## Data lines
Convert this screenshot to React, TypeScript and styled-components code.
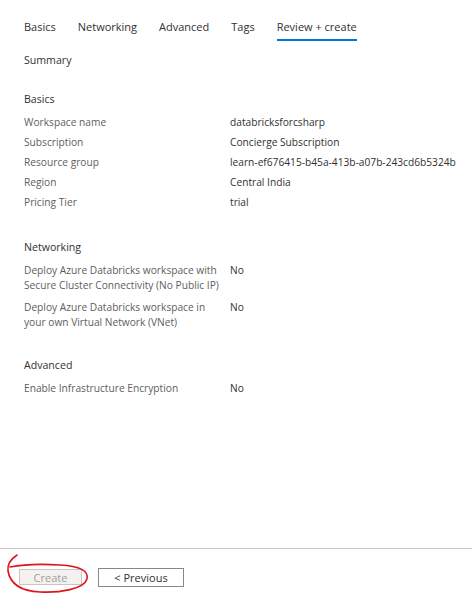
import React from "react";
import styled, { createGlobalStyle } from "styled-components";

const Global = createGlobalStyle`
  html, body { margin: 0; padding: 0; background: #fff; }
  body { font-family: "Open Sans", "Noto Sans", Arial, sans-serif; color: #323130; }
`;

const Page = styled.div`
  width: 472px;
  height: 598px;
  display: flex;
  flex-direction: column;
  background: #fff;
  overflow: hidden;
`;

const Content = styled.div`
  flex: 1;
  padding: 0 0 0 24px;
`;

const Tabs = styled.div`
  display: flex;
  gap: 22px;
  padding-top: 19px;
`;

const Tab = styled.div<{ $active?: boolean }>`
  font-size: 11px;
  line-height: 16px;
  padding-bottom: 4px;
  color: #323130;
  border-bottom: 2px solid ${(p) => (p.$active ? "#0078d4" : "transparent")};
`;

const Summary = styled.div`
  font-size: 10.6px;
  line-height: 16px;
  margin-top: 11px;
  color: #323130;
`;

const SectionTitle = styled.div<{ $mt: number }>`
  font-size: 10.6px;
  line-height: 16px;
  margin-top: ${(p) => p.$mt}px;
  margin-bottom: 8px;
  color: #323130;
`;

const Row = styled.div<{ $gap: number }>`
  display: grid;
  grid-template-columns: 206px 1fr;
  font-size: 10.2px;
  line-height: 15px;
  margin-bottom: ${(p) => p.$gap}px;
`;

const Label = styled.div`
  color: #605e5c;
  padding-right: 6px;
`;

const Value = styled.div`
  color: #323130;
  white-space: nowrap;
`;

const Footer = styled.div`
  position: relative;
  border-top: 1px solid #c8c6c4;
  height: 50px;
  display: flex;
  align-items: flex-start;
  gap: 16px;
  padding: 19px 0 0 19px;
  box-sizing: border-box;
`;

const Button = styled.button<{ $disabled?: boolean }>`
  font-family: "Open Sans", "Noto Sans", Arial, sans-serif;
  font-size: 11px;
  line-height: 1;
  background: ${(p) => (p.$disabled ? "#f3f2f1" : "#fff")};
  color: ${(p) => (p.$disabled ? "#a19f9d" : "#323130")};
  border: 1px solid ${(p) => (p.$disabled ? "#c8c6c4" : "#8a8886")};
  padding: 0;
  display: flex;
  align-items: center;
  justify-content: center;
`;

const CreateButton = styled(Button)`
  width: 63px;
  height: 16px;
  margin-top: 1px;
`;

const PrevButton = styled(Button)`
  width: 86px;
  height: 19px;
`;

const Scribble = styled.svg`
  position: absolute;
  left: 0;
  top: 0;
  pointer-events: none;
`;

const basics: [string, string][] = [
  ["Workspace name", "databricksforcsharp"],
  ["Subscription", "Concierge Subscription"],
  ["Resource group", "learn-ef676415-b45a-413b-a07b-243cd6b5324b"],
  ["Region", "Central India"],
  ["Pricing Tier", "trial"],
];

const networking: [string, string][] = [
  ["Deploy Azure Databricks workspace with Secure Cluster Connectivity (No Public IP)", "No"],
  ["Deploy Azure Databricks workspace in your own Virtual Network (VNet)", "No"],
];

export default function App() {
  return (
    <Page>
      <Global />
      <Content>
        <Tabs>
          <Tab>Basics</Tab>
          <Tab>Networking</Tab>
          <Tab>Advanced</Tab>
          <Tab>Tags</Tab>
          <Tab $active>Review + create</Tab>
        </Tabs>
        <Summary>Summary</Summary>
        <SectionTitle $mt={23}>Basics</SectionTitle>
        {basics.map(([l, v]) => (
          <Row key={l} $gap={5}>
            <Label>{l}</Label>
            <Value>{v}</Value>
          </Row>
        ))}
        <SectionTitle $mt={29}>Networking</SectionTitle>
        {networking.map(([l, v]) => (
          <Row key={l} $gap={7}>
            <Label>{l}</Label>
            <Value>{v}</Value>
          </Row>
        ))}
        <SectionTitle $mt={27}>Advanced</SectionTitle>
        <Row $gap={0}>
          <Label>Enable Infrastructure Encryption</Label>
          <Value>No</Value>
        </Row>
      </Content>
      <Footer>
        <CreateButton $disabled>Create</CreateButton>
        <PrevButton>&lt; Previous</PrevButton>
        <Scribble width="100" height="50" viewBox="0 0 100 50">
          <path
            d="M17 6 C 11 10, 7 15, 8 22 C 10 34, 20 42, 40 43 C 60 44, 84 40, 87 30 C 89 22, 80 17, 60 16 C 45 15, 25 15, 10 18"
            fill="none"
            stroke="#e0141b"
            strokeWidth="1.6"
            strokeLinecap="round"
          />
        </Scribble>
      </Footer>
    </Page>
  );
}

## Task to complete
Take the listing above and print it exactly, apart from the pictures.

## Reply to the exercise
Convert this screenshot to React, TypeScript and styled-components code.
import React from "react";
import styled, { createGlobalStyle } from "styled-components";

const Global = createGlobalStyle`
  html, body { margin: 0; padding: 0; background: #fff; }
  body { font-family: "Open Sans", "Noto Sans", Arial, sans-serif; color: #323130; }
`;

const Page = styled.div`
  width: 472px;
  height: 598px;
  display: flex;
  flex-direction: column;
  background: #fff;
  overflow: hidden;
`;

const Content = styled.div`
  flex: 1;
  padding: 0 0 0 24px;
`;

const Tabs = styled.div`
  display: flex;
  gap: 22px;
  padding-top: 19px;
`;

const Tab = styled.div<{ $active?: boolean }>`
  font-size: 11px;
  line-height: 16px;
  padding-bottom: 4px;
  color: #323130;
  border-bottom: 2px solid ${(p) => (p.$active ? "#0078d4" : "transparent")};
`;

const Summary = styled.div`
  font-size: 10.6px;
  line-height: 16px;
  margin-top: 11px;
  color: #323130;
`;

const SectionTitle = styled.div<{ $mt: number }>`
  font-size: 10.6px;
  line-height: 16px;
  margin-top: ${(p) => p.$mt}px;
  margin-bottom: 8px;
  color: #323130;
`;

const Row = styled.div<{ $gap: number }>`
  display: grid;
  grid-template-columns: 206px 1fr;
  font-size: 10.2px;
  line-height: 15px;
  margin-bottom: ${(p) => p.$gap}px;
`;

const Label = styled.div`
  color: #605e5c;
  padding-right: 6px;
`;

const Value = styled.div`
  color: #323130;
  white-space: nowrap;
`;

const Footer = styled.div`
  position: relative;
  border-top: 1px solid #c8c6c4;
  height: 50px;
  display: flex;
  align-items: flex-start;
  gap: 16px;
  padding: 19px 0 0 19px;
  box-sizing: border-box;
`;

const Button = styled.button<{ $disabled?: boolean }>`
  font-family: "Open Sans", "Noto Sans", Arial, sans-serif;
  font-size: 11px;
  line-height: 1;
  background: ${(p) => (p.$disabled ? "#f3f2f1" : "#fff")};
  color: ${(p) => (p.$disabled ? "#a19f9d" : "#323130")};
  border: 1px solid ${(p) => (p.$disabled ? "#c8c6c4" : "#8a8886")};
  padding: 0;
  display: flex;
  align-items: center;
  justify-content: center;
`;

const CreateButton = styled(Button)`
  width: 63px;
  height: 16px;
  margin-top: 1px;
`;

const PrevButton = styled(Button)`
  width: 86px;
  height: 19px;
`;

const Scribble = styled.svg`
  position: absolute;
  left: 0;
  top: 0;
  pointer-events: none;
`;

const basics: [string, string][] = [
  ["Workspace name", "databricksforcsharp"],
  ["Subscription", "Concierge Subscription"],
  ["Resource group", "learn-ef676415-b45a-413b-a07b-243cd6b5324b"],
  ["Region", "Central India"],
  ["Pricing Tier", "trial"],
];

const networking: [string, string][] = [
  ["Deploy Azure Databricks workspace with Secure Cluster Connectivity (No Public IP)", "No"],
  ["Deploy Azure Databricks workspace in your own Virtual Network (VNet)", "No"],
];

export default function App() {
  return (
    <Page>
      <Global />
      <Content>
        <Tabs>
          <Tab>Basics</Tab>
          <Tab>Networking</Tab>
          <Tab>Advanced</Tab>
          <Tab>Tags</Tab>
          <Tab $active>Review + create</Tab>
        </Tabs>
        <Summary>Summary</Summary>
        <SectionTitle $mt={23}>Basics</SectionTitle>
        {basics.map(([l, v]) => (
          <Row key={l} $gap={5}>
            <Label>{l}</Label>
            <Value>{v}</Value>
          </Row>
        ))}
        <SectionTitle $mt={29}>Networking</SectionTitle>
        {networking.map(([l, v]) => (
          <Row key={l} $gap={7}>
            <Label>{l}</Label>
            <Value>{v}</Value>
          </Row>
        ))}
        <SectionTitle $mt={27}>Advanced</SectionTitle>
        <Row $gap={0}>
          <Label>Enable Infrastructure Encryption</Label>
          <Value>No</Value>
        </Row>
      </Content>
      <Footer>
        <CreateButton $disabled>Create</CreateButton>
        <PrevButton>&lt; Previous</PrevButton>
        <Scribble width="100" height="50" viewBox="0 0 100 50">
          <path
            d="M17 6 C 11 10, 7 15, 8 22 C 10 34, 20 42, 40 43 C 60 44, 84 40, 87 30 C 89 22, 80 17, 60 16 C 45 15, 25 15, 10 18"
            fill="none"
            stroke="#e0141b"
            strokeWidth="1.6"
            strokeLinecap="round"
          />
        </Scribble>
      </Footer>
    </Page>
  );
}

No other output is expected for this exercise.